= David Bethune of Balfour =

Scottish landowner and politician

David Bethune of Balfour (1648–1708), his last name pronounced and sometimes written as Beaton, was a Scottish landowner and politician from Fife who opposed the Union of 1707.

==Origins==
Born in 1648, probably at the family castle of Balfour in the parish of Markinch, he was the son of James Bethune, 13th of Balfour, (1620–1690) and his first wife Anna Moncreiff (1630–1649), daughter of Sir John Moncreiff of Moncreiff, 1st Baronet.

==Life==
On the death of his father in 1690 he inherited the ancestral lands as 14th laird of Balfour. Elected by his fellow landowners, he became a Commissioner for the county of Fife in the Parliament of Scotland.

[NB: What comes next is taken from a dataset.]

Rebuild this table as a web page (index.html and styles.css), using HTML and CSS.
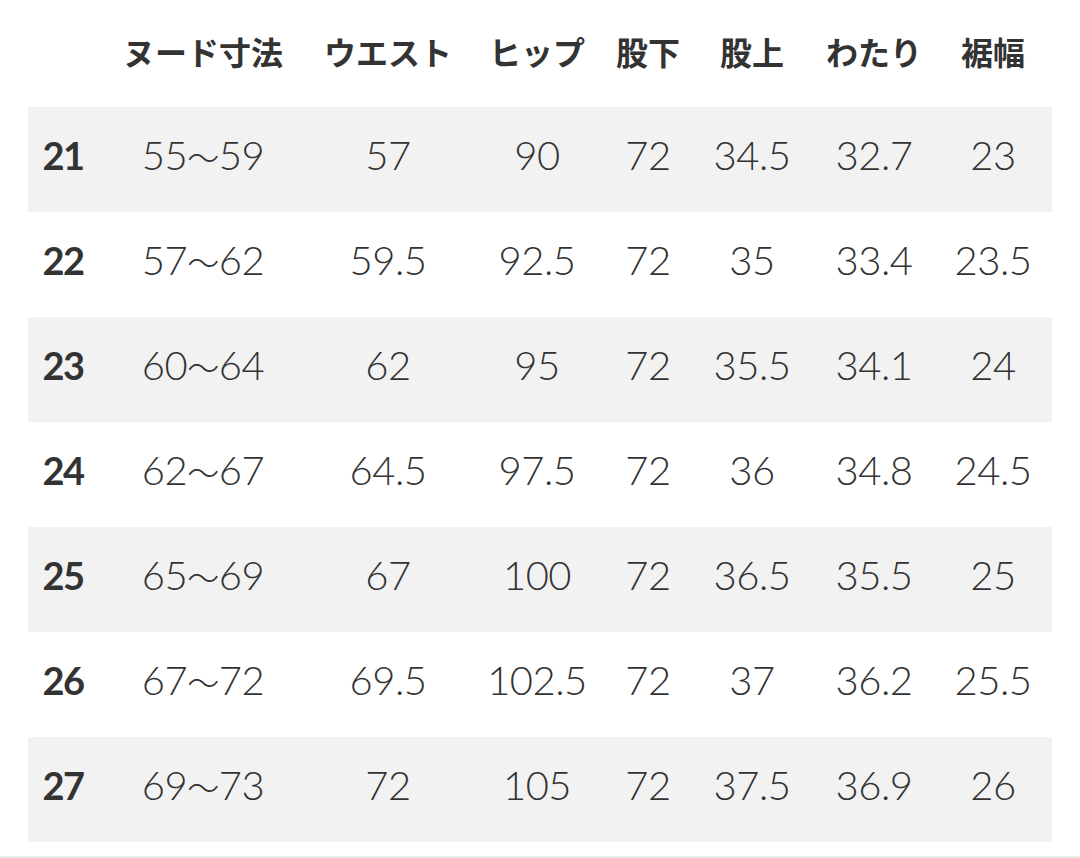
FILE: index.html
```html
<!DOCTYPE html>
<html lang="ja">
<head>
<meta charset="utf-8">
<link rel="stylesheet" href="styles.css">
</head>
<body>
<div class="page">
  <div class="table">
    <div class="row head">
      <div class="cell"></div>
      <div class="cell">ヌード寸法</div>
      <div class="cell">ウエスト</div>
      <div class="cell">ヒップ</div>
      <div class="cell">股下</div>
      <div class="cell">股上</div>
      <div class="cell">わたり</div>
      <div class="cell">裾幅</div>
    </div>
    <div class="row shade">
      <div class="cell size">21</div><div class="cell">55<span class="tl">～</span>59</div><div class="cell">57</div><div class="cell">90</div><div class="cell">72</div><div class="cell">34.5</div><div class="cell">32.7</div><div class="cell">23</div>
    </div>
    <div class="row">
      <div class="cell size">22</div><div class="cell">57<span class="tl">～</span>62</div><div class="cell">59.5</div><div class="cell">92.5</div><div class="cell">72</div><div class="cell">35</div><div class="cell">33.4</div><div class="cell">23.5</div>
    </div>
    <div class="row shade">
      <div class="cell size">23</div><div class="cell">60<span class="tl">～</span>64</div><div class="cell">62</div><div class="cell">95</div><div class="cell">72</div><div class="cell">35.5</div><div class="cell">34.1</div><div class="cell">24</div>
    </div>
    <div class="row">
      <div class="cell size">24</div><div class="cell">62<span class="tl">～</span>67</div><div class="cell">64.5</div><div class="cell">97.5</div><div class="cell">72</div><div class="cell">36</div><div class="cell">34.8</div><div class="cell">24.5</div>
    </div>
    <div class="row shade">
      <div class="cell size">25</div><div class="cell">65<span class="tl">～</span>69</div><div class="cell">67</div><div class="cell">100</div><div class="cell">72</div><div class="cell">36.5</div><div class="cell">35.5</div><div class="cell">25</div>
    </div>
    <div class="row">
      <div class="cell size">26</div><div class="cell">67<span class="tl">～</span>72</div><div class="cell">69.5</div><div class="cell">102.5</div><div class="cell">72</div><div class="cell">37</div><div class="cell">36.2</div><div class="cell">25.5</div>
    </div>
    <div class="row shade">
      <div class="cell size">27</div><div class="cell">69<span class="tl">～</span>73</div><div class="cell">72</div><div class="cell">105</div><div class="cell">72</div><div class="cell">37.5</div><div class="cell">36.9</div><div class="cell">26</div>
    </div>
  </div>
  <div class="rule"></div>
</div>
</body>
</html>
```

FILE: styles.css
```css
html, body {
  margin: 0;
  padding: 0;
  background: #ffffff;
}
.page {
  width: 1080px;
  height: 858px;
  display: flex;
  flex-direction: column;
}
.table {
  margin: 0 28px;
  display: flex;
  flex-direction: column;
}
.row {
  display: grid;
  grid-template-columns: 70px 210px 160px 138px 84px 124px 120px 118px;
  height: 105px;
  align-items: center;
  color: #333333;
  font-family: "Lato", "Noto Sans CJK JP", sans-serif;
  font-weight: 300;
  font-size: 40px;
  letter-spacing: -0.5px;
}
.row.head {
  height: 107px;
  font-family: "Noto Sans CJK JP", sans-serif;
  font-weight: 700;
  font-size: 32px;
  letter-spacing: 0;
  padding-bottom: 2px;
  box-sizing: border-box;
}
.row.shade {
  background: #f2f2f2;
}
.cell {
  text-align: center;
  white-space: nowrap;
  padding-bottom: 10px;
}
.row.head .cell {
  padding-bottom: 4px;
}
.cell.size {
  font-weight: 700;
  font-size: 38px;
  letter-spacing: -1.5px;
}
.tl {
  font-family: "Noto Sans CJK JP", sans-serif;
  font-weight: 300;
  font-size: 32px;
}
.rule {
  margin-top: auto;
  height: 2px;
  background: #ebebeb;
}
```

Among his contributions was a protest on 13 September 1703 against an Act that would allow the importation of French wines and brandy, on the grounds that this was dishonourable, inconsistent, and prejudicial: the measure passed anyway. In 1705 he protested against a proposed treaty with England, and was recorded in the roll of members on 11 October 1706. In the debates over the proposed Union with England and abolition of the Parliament of Scotland he voted against, right up to the last vote over selecting Scottish peers and MPs to sit at Westminster.

He died shortly before 7 April 1708, being succeeded by his eldest son.

==Family==
On 11 March 1669 in Edinburgh he married Rachel Hope (b. 1653), daughter of Sir James Hope of Hopetoun and his first wife Anna Foulis, and they had eight children including:
James Bethune, his heir, who married Ann Hamilton.
Catherine Bethune, who married David Campbell of Keithilk.
Elizabeth Bethune, who married Henry Rymer.
Helen Bethune, who married John Landale.
Ann Bethune, who married David Bethune of Bandon, heir to her brother.